Middulburgh, capital of Zealand, in the island of Walcheren, a port which Chaucer, as comptroller of the customs of wool, would know well. The staple of English wool was removed from it to Calais in 1386, but restored to it a few years later.

Orewelle, the navigable part of the Gipping below Ipswich, or in other words, the estuary between Ipswich and Harwich. For the guarding of the sea against pirates, the tax of tonnage and poundage was first laid in 1372. In 1379 was passed an ordinance of King and Parliament, by the advice of the merchants of London and of other merchants towards the north, laying a duty of 8d. per ton for the Guard of the Seas, to be paid by all Foreign vessels and Foreign fishing ships within the admiralty of the North.' In the same year ships were armed for this guard, the expense to be defrayed by ship-money levied on ships trading between England and Prussia, Norway or Schonen.

280. He could sell French crowns well in exchange. Scheeldes, French crowns (ecus, shields) were so called from their having the figure of a shield on one side. They varied in value and in size. After the time of Chaucer, from the reign of Louis XI. to that of Charles VIII., a gold coin, called 'l'ecu au soleil' was current. 'Je vous payeray en beaux escuz au soleil larges comme la main.' The crown referred to here, was of silver.

An Act relating to exchanges was passed in 1381, and it shews that at that time, exchange was little understood in England. It was enacted that all exchanges of Foreign coins, &c., should be made at the King's exchange.

281-4. He turned his wit to good account, and managed his bargainings and his borrowings so well, that no one knew he was in debt.

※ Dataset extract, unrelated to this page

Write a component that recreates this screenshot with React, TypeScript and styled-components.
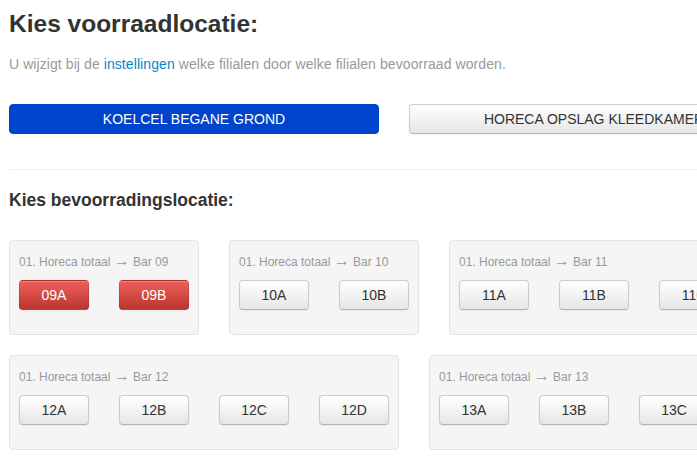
import React from "react";
import styled, { createGlobalStyle, css } from "styled-components";

const Global = createGlobalStyle`
  html, body { margin: 0; padding: 0; overflow: hidden; background: #fff; }
  body { font-family: "Liberation Sans", Arial, Helvetica, sans-serif; color: #333; }
`;

const Page = styled.div`
  width: 940px;
  padding: 4px 9px 0;
`;

const Title = styled.h3`
  margin: 0;
  font-size: 24.5px;
  line-height: 40px;
  font-weight: bold;
  color: #333;
`;

const Intro = styled.p`
  margin: 10px 0 0;
  font-size: 14px;
  letter-spacing: 0.08px;
  line-height: 20px;
  color: #999;
`;

const Link = styled.a`
  color: #0088cc;
  text-decoration: none;
`;

const LocationRow = styled.div`
  display: flex;
  gap: 30px;
  margin-top: 30px;
`;

const baseBtn = css`
  box-sizing: border-box;
  border-radius: 4px;
  font-family: "Liberation Sans", Arial, Helvetica, sans-serif;
  font-size: 14px;
  text-align: center;
  cursor: pointer;
  padding: 0;
`;

const LocationButton = styled.button<{ $active?: boolean }>`
  ${baseBtn}
  width: 370px;
  height: 30px;
  flex: none;
  text-transform: uppercase;
  ${(p) =>
    p.$active
      ? css`
          background: #0044cc;
          border: 1px solid #0044cc;
          color: #fff;
        `
      : css`
          background: linear-gradient(#ffffff, #e6e6e6);
          border: 1px solid #cccccc;
          border-bottom-color: #b3b3b3;
          color: #333;
          box-shadow: inset 0 1px 0 rgba(255, 255, 255, 0.2), 0 1px 2px rgba(0, 0, 0, 0.05);
        `}
`;

const Divider = styled.hr`
  margin: 35px 0 0;
  border: 0;
  border-top: 1px solid #eeeeee;
  height: 0;
`;

const SubTitle = styled.h4`
  margin: 20px 0 0;
  font-size: 17.5px;
  line-height: 20px;
  font-weight: bold;
  color: #333;
`;

const Cards = styled.div`
  display: flex;
  flex-wrap: wrap;
  column-gap: 30px;
  row-gap: 20px;
  margin-top: 30px;
`;

const Card = styled.div`
  box-sizing: border-box;
  background: #f5f5f5;
  border: 1px solid #e3e3e3;
  border-radius: 4px;
  padding: 11px 9px 24px;
  flex: none;
`;

const CardLabel = styled.div`
  font-size: 12px;
  line-height: 20px;
  color: #999;
`;

const Arrow = styled.span`
  font-family: "Liberation Sans", Arial, sans-serif;
  font-size: 16px;
  line-height: 1;
`;

const ButtonRow = styled.div`
  display: flex;
  gap: 30px;
  margin-top: 8px;
`;

const SpotButton = styled.button<{ $danger?: boolean }>`
  ${baseBtn}
  width: 70px;
  height: 30px;
  ${(p) =>
    p.$danger
      ? css`
          background: linear-gradient(#ee5f5b, #bd362f);
          border: 1px solid rgba(0, 0, 0, 0.1);
          border-bottom-color: rgba(0, 0, 0, 0.25);
          color: #fff;
          box-shadow: inset 0 1px 0 rgba(255, 255, 255, 0.2), 0 1px 2px rgba(0, 0, 0, 0.05);
        `
      : css`
          background: linear-gradient(#ffffff, #e6e6e6);
          border: 1px solid #cccccc;
          border-bottom-color: #b3b3b3;
          color: #333;
          box-shadow: inset 0 1px 0 rgba(255, 255, 255, 0.2), 0 1px 2px rgba(0, 0, 0, 0.05);
        `}
`;

const bars = [
  { bar: "09", spots: ["09A", "09B"], danger: true },
  { bar: "10", spots: ["10A", "10B"] },
  { bar: "11", spots: ["11A", "11B", "11C"] },
  { bar: "12", spots: ["12A", "12B", "12C", "12D"] },
  { bar: "13", spots: ["13A", "13B", "13C"] },
];

export default function App() {
  return (
    <>
      <Global />
      <Page>
        <Title>Kies voorraadlocatie:</Title>
        <Intro>
          U wijzigt bij de <Link href="#">instellingen</Link> welke filialen door welke filialen bevoorraad worden.
        </Intro>
        <LocationRow>
          <LocationButton $active>Koelcel begane grond</LocationButton>
          <LocationButton>Horeca opslag kleedkamer</LocationButton>
        </LocationRow>
        <Divider />
        <SubTitle>Kies bevoorradingslocatie:</SubTitle>
        <Cards>
          {bars.map((b) => (
            <Card key={b.bar}>
              <CardLabel>
                01. Horeca totaal <Arrow>→</Arrow> Bar {b.bar}
              </CardLabel>
              <ButtonRow>
                {b.spots.map((s) => (
                  <SpotButton key={s} $danger={b.danger}>
                    {s}
                  </SpotButton>
                ))}
              </ButtonRow>
            </Card>
          ))}
        </Cards>
      </Page>
    </>
  );
}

283. governaunce, Fr. gouvernance, meaning conduite, management.

‘Bon renon, bonne gouvernance.'

'He yaf me all the bridal in myn hond

To han the governance of house and lond.'

-Wife of Bath's Prologue.

284. chevysaunce, Fr. chevir, to come to an agreement with, to accomplish; achever, to bring to a head. From a comparison of several passages, this word seems to be equivalent to an agreement, a borrowing, or something gained in trade.

'He telleth hire that chaffare is so dere,
That nedes must he make a chevisance
For he was bonde in a recognisance,
To payen twenty thousand sheldes anon.'

-Shipman's Tale.

THE CLERK OF OXFORD.

287. A clerk (Old Fr. clerc from Lat. clericus). In legal documents, a clergyman is still designated a clerk, and this was the original application of the word. But it was early used to denote a person possessed of a certain amount of learning, whether he was in holy orders or not.

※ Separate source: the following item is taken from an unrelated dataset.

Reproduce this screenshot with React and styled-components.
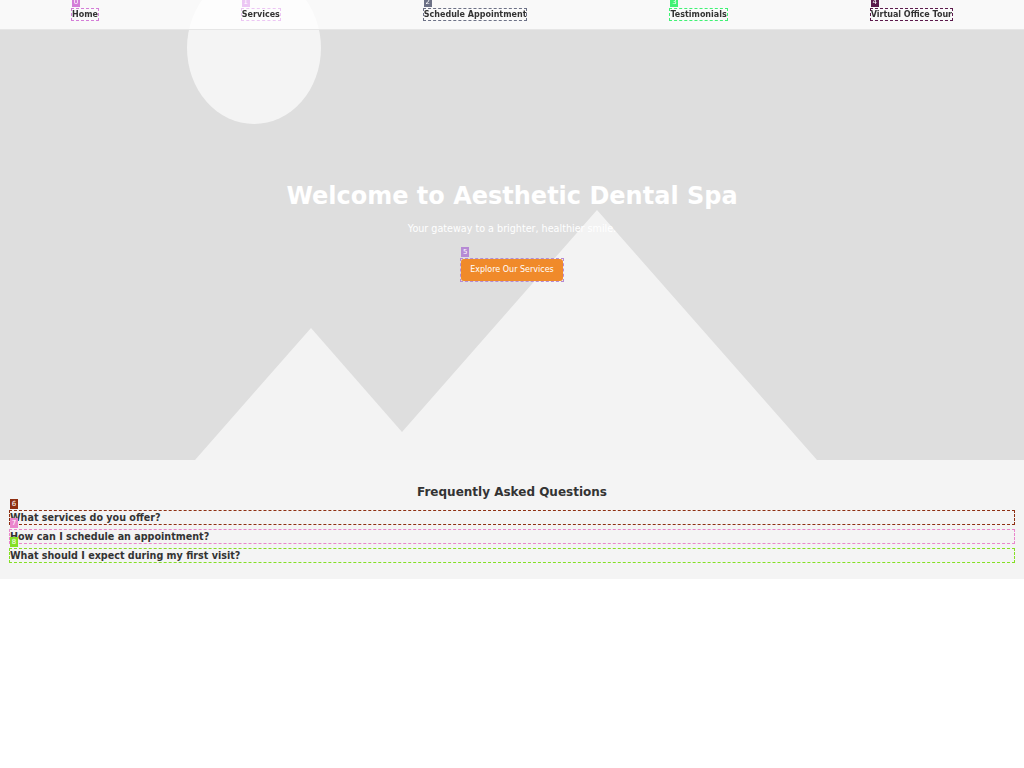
import React from 'react';
import styled, { createGlobalStyle } from 'styled-components';

const GlobalStyle = createGlobalStyle`
  body {
    margin: 0;
    background: #fff;
    color: #333;
    font-family: "DejaVu Sans", Verdana, sans-serif;
  }
`;

const Nav = styled.nav`
  position: fixed;
  top: 0;
  left: 0;
  right: 0;
  height: 28px;
  display: flex;
  justify-content: space-around;
  align-items: center;
  padding-bottom: 1px;
  background: rgba(255, 255, 255, 0.8);
  border-bottom: 1px solid #e6e6e6;
  z-index: 10;
`;

const Marked = styled.span`
  position: relative;
  display: block;
  outline: 1px dashed ${(p) => p.$c};
`;

const Tag = styled.span`
  position: absolute;
  left: 0;
  bottom: calc(100% + 2px);
  min-width: 8px;
  height: 10px;
  background: ${(p) => p.$c};
  color: #fff;
  font-size: 7px;
  font-weight: normal;
  line-height: 10px;
  text-align: center;
`;

const NavLink = styled.a`
  display: block;
  color: #333;
  font-size: 8px;
  font-weight: bold;
  line-height: 11px;
  text-decoration: none;
`;

const Hero = styled.header`
  position: relative;
  height: 460px;
  overflow: hidden;
  display: flex;
  flex-direction: column;
  align-items: center;
  justify-content: center;
  background: #dedede;
`;

const Backdrop = styled.svg`
  position: absolute;
  inset: 0;
  width: 100%;
  height: 100%;
`;

const HeroContent = styled.div`
  position: relative;
  display: flex;
  flex-direction: column;
  align-items: center;
  padding-top: 2px;
`;

const Title = styled.h1`
  margin: 0;
  color: #fff;
  font-size: 24px;
  line-height: 28px;
  font-weight: bold;
`;

const Subtitle = styled.p`
  margin: 13px 0 0;
  color: #fff;
  font-size: 9.6px;
  line-height: 12px;
`;

const CtaWrap = styled.div`
  margin-top: 24px;
`;

const Button = styled.button`
  display: block;
  border: none;
  border-radius: 3px;
  padding: 6px 9px;
  background: #f08a2a;
  color: #fff;
  font-family: inherit;
  font-size: 8px;
  line-height: 10px;
  cursor: pointer;
`;

const Faq = styled.section`
  background: #f4f4f4;
  padding: 25px 10px 17px;
`;

const FaqTitle = styled.h2`
  margin: 0 0 12px;
  text-align: center;
  font-size: 12px;
  line-height: 14px;
  font-weight: bold;
  color: #333;
`;

const Questions = styled.div`
  display: flex;
  flex-direction: column;
  gap: 6px;
`;

const Question = styled.h3`
  margin: 0;
  font-size: 9.6px;
  line-height: 13px;
  font-weight: bold;
  color: #333;
`;

const links = [
  { label: 'Home', c: '#d47ed8' },
  { label: 'Services', c: '#ecc6f4' },
  { label: 'Schedule Appointment', c: '#6c7186' },
  { label: 'Testimonials', c: '#3ff274' },
  { label: 'Virtual Office Tour', c: '#5b1a4c' },
];

const questions = [
  { text: 'What services do you offer?', c: '#8e2f12' },
  { text: 'How can I schedule an appointment?', c: '#ea86cc' },
  { text: 'What should I expect during my first visit?', c: '#84e024' },
];

const App = () => {
  return (
    <>
      <GlobalStyle />
      <Nav>
        {links.map((l, i) => (
          <Marked key={l.label} $c={l.c}>
            <Tag $c={l.c}>{i}</Tag>
            <NavLink href="#">{l.label}</NavLink>
          </Marked>
        ))}
      </Nav>
      <Hero>
        <Backdrop viewBox="0 0 1024 460" preserveAspectRatio="none">
          <rect width="1024" height="460" fill="#dedede" />
          <ellipse cx="254" cy="48" rx="67" ry="76" fill="#f4f4f4" />
          <polygon
            points="195,460 311,328 402,432 597,210 817,460"
            fill="#f3f3f3"
          />
        </Backdrop>
        <HeroContent>
          <Title>Welcome to Aesthetic Dental Spa</Title>
          <Subtitle>Your gateway to a brighter, healthier smile.</Subtitle>
          <CtaWrap>
            <Marked $c="#b68ad4">
              <Tag $c="#b68ad4">5</Tag>
              <Button>Explore Our Services</Button>
            </Marked>
          </CtaWrap>
        </HeroContent>
      </Hero>
      <Faq>
        <FaqTitle>Frequently Asked Questions</FaqTitle>
        <Questions>
          {questions.map((q, i) => (
            <Marked key={q.text} $c={q.c}>
              <Tag $c={q.c}>{i + 6}</Tag>
              <Question>{q.text}</Question>
            </Marked>
          ))}
        </Questions>
      </Faq>
    </>
  );
};

export default App;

Oxenford, A.S., Oxnaford, the ford of the river or water. Ох is from the Celtic root, whence sprang Esk, Ouse, Usk, &c., common names for rivers. Whisky (usquebagh) is also from this root. 'Oxford was a school of great resort in the reign of Henry II., though its first charter was granted by Henry III. Its earlier history is but obscure, and depends chiefly on a suspicious passage in Ingulphus, against which we must set the absolute silence of other writers. It became in the 13th century, second only to Paris in the multitude of its students and the celebrity of its scholastic disputation.'-Hallam's Lit. Hist. I., p. 17.

According to Anthony Wood, it contained 3000 scholars in 1201, and as many as 30,000 in the time of Henry III. Many of the scholars, however, must have been mere boys learning to read, others were 'varlets, who pretended to be scholars'; and the number is probably an exaggeration.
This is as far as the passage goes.